◆ Exercise requirements
Go through the data and copy every line exactly, but not the images.
..............................
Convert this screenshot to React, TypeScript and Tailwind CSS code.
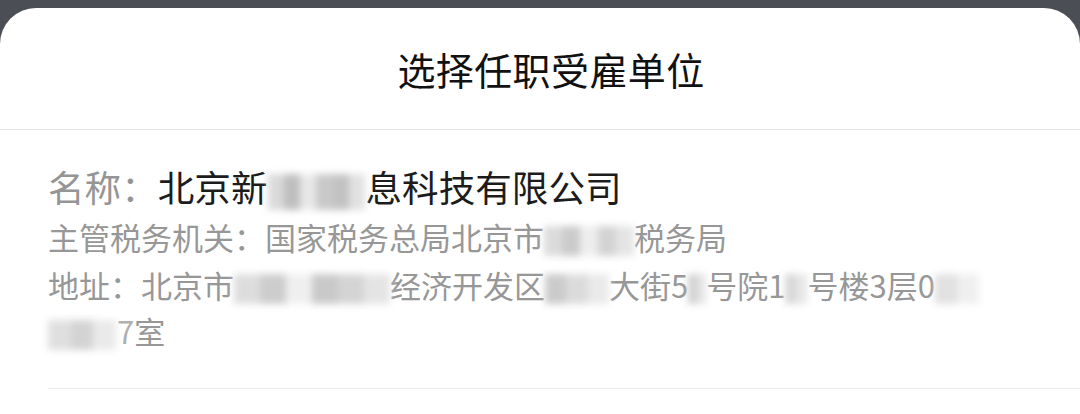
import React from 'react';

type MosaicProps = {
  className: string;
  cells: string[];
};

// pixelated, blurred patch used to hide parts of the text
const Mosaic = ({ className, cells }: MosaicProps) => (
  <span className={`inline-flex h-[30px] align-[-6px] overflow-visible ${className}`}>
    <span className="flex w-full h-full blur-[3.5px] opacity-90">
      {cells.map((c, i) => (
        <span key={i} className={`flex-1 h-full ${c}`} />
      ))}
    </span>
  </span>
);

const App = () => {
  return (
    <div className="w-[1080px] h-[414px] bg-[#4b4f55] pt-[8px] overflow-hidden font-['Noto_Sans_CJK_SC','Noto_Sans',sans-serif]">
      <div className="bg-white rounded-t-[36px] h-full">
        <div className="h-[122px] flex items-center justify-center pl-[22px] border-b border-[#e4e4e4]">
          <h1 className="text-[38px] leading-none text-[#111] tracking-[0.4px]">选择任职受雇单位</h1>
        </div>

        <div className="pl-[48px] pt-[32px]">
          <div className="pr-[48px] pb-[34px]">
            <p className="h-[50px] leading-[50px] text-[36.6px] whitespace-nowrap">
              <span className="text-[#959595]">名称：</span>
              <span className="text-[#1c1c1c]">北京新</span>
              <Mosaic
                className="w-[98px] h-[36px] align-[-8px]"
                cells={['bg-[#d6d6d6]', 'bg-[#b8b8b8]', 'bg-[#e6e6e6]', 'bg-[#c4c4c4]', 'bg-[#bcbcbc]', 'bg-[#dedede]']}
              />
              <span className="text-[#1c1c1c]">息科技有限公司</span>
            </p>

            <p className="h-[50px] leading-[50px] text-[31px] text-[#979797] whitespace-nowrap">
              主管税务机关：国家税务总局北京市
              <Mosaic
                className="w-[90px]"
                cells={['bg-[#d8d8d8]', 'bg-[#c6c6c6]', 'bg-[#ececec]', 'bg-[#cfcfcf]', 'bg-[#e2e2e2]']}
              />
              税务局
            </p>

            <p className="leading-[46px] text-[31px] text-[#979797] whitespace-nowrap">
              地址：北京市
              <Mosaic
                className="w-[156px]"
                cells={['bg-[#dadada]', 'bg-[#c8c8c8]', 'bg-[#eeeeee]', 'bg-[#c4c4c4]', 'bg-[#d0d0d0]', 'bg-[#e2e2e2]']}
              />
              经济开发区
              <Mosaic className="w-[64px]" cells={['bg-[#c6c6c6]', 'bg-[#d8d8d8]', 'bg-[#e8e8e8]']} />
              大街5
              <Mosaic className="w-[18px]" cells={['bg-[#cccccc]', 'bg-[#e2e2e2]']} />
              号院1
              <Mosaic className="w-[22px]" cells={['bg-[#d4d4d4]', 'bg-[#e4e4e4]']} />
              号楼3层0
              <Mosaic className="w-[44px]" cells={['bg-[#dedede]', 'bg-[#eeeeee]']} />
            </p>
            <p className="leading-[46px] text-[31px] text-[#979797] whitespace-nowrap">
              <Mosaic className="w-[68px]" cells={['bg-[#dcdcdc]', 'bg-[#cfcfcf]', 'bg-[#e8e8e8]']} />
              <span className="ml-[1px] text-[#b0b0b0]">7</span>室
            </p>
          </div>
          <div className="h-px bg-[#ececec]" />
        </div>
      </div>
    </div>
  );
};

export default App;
..............................
◆ Result of this exercise
Convert this screenshot to React, TypeScript and Tailwind CSS code.
import React from 'react';

type MosaicProps = {
  className: string;
  cells: string[];
};

// pixelated, blurred patch used to hide parts of the text
const Mosaic = ({ className, cells }: MosaicProps) => (
  <span className={`inline-flex h-[30px] align-[-6px] overflow-visible ${className}`}>
    <span className="flex w-full h-full blur-[3.5px] opacity-90">
      {cells.map((c, i) => (
        <span key={i} className={`flex-1 h-full ${c}`} />
      ))}
    </span>
  </span>
);

const App = () => {
  return (
    <div className="w-[1080px] h-[414px] bg-[#4b4f55] pt-[8px] overflow-hidden font-['Noto_Sans_CJK_SC','Noto_Sans',sans-serif]">
      <div className="bg-white rounded-t-[36px] h-full">
        <div className="h-[122px] flex items-center justify-center pl-[22px] border-b border-[#e4e4e4]">
          <h1 className="text-[38px] leading-none text-[#111] tracking-[0.4px]">选择任职受雇单位</h1>
        </div>

        <div className="pl-[48px] pt-[32px]">
          <div className="pr-[48px] pb-[34px]">
            <p className="h-[50px] leading-[50px] text-[36.6px] whitespace-nowrap">
              <span className="text-[#959595]">名称：</span>
              <span className="text-[#1c1c1c]">北京新</span>
              <Mosaic
                className="w-[98px] h-[36px] align-[-8px]"
                cells={['bg-[#d6d6d6]', 'bg-[#b8b8b8]', 'bg-[#e6e6e6]', 'bg-[#c4c4c4]', 'bg-[#bcbcbc]', 'bg-[#dedede]']}
              />
              <span className="text-[#1c1c1c]">息科技有限公司</span>
            </p>

            <p className="h-[50px] leading-[50px] text-[31px] text-[#979797] whitespace-nowrap">
              主管税务机关：国家税务总局北京市
              <Mosaic
                className="w-[90px]"
                cells={['bg-[#d8d8d8]', 'bg-[#c6c6c6]', 'bg-[#ececec]', 'bg-[#cfcfcf]', 'bg-[#e2e2e2]']}
              />
              税务局
            </p>

            <p className="leading-[46px] text-[31px] text-[#979797] whitespace-nowrap">
              地址：北京市
              <Mosaic
                className="w-[156px]"
                cells={['bg-[#dadada]', 'bg-[#c8c8c8]', 'bg-[#eeeeee]', 'bg-[#c4c4c4]', 'bg-[#d0d0d0]', 'bg-[#e2e2e2]']}
              />
              经济开发区
              <Mosaic className="w-[64px]" cells={['bg-[#c6c6c6]', 'bg-[#d8d8d8]', 'bg-[#e8e8e8]']} />
              大街5
              <Mosaic className="w-[18px]" cells={['bg-[#cccccc]', 'bg-[#e2e2e2]']} />
              号院1
              <Mosaic className="w-[22px]" cells={['bg-[#d4d4d4]', 'bg-[#e4e4e4]']} />
              号楼3层0
              <Mosaic className="w-[44px]" cells={['bg-[#dedede]', 'bg-[#eeeeee]']} />
            </p>
            <p className="leading-[46px] text-[31px] text-[#979797] whitespace-nowrap">
              <Mosaic className="w-[68px]" cells={['bg-[#dcdcdc]', 'bg-[#cfcfcf]', 'bg-[#e8e8e8]']} />
              <span className="ml-[1px] text-[#b0b0b0]">7</span>室
            </p>
          </div>
          <div className="h-px bg-[#ececec]" />
        </div>
      </div>
    </div>
  );
};

export default App;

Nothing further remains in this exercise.